Cuando todo lo que nos rodea es un torbellino de angustia y temor, de apremios y confusión mental; cuando todo nos traiciona y abandona, ¿en quién encontraremos consuelo y poder para superar tanta dificultad? No queda otra salida que seguir la luz de la fe. La claraboya de la fe.
Hay veces en que, a pesar de mi veteranía, me encuentro decaído e irritado. Se oscurece mi horizonte. «Enfermedad mía es ésta», digo para mí (Jeremías 10). Pero conozco a un buen amigo creyente que es ciego.
Le llamo, le visito, y no encuentro en él ninguna filosofía, consejo o teología al uso de los amigos de Job. Simplemente hablamos, y su serenidad y su fe me reconfortan de tal modo que al salir de su casa me encuentro consolado y relajado.
En nuestros encuentros lo que menos cuenta es la altura teológica que alcanzamos, con ser esto un factor tan importante. Siento que Dios me interpela a través de aquellos ojos sin vista ante los cuales me expreso y gesticulo, como si no estuviera ante los ojos de un ciego.
Sé que él también encuentra restauración en nuestras reuniones y en mi compañía, pero lo que para mí es más importante es la paz que me comunica en la aceptación consciente y doliente de su situación. «Dios habla a sus hijos de muchas maneras» (Hebreos 1:1).
Para mí, ésta es una de ellas. En la lucha y la brega de la vida hay que entender que, al lado de nuestras carencias, conviven tantos y tantos dones de Dios que sólo cabe decir: “Padre, tú permites esto”. Yo no tengo nada que añadir. No tengo nada más que saber.
Tanto yo como las circunstancias que me rodean formamos parte de todo tu plan, de todo tu designio eterno. Callo, pues, y espero confiado. Esto que me sucede pasará, como pasa todo. ¡Tú estás ahí; muy cerca!
Sabes lo que siento; sabes que no soy dueño ni de mis pensamientos ni de mis reacciones pero, estando Tú, estoy tranquilo y pacificado. Te alabo y te doy gracias por contar conmigo. “Gracias por el tesoro de paz que me concedes y que llena mi ser entero”.

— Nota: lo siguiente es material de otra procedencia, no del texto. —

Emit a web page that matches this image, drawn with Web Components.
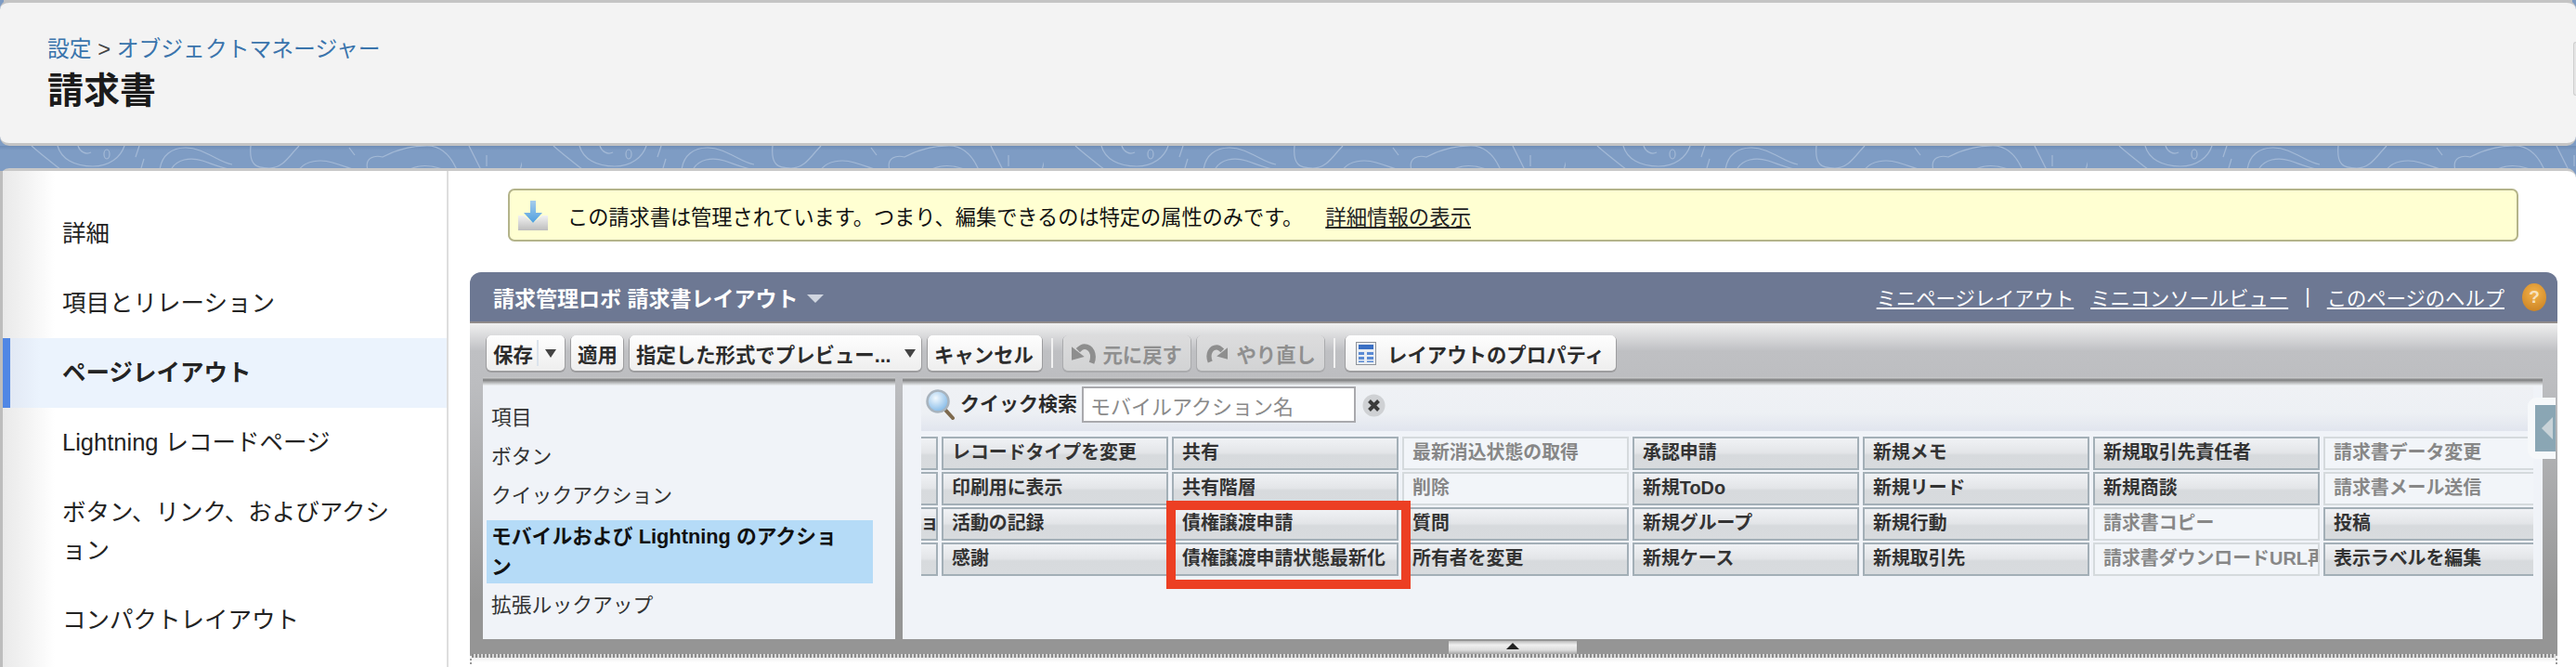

Y entiendo que aunque es Padre, o por que lo es, consiente o determina, precisamente por ello, que a sus hijos les sobrevengan pruebas y dificultades. Consiente que seamos desechados, criticados y «que estemos atribulados en todo, mas no angustiados; en apuros, mas no desesperados; perseguidos, mas no desamparados... para que también la vida de Jesús se manifieste en nuestra carne mortal» (2ª Corintios 4:8-11).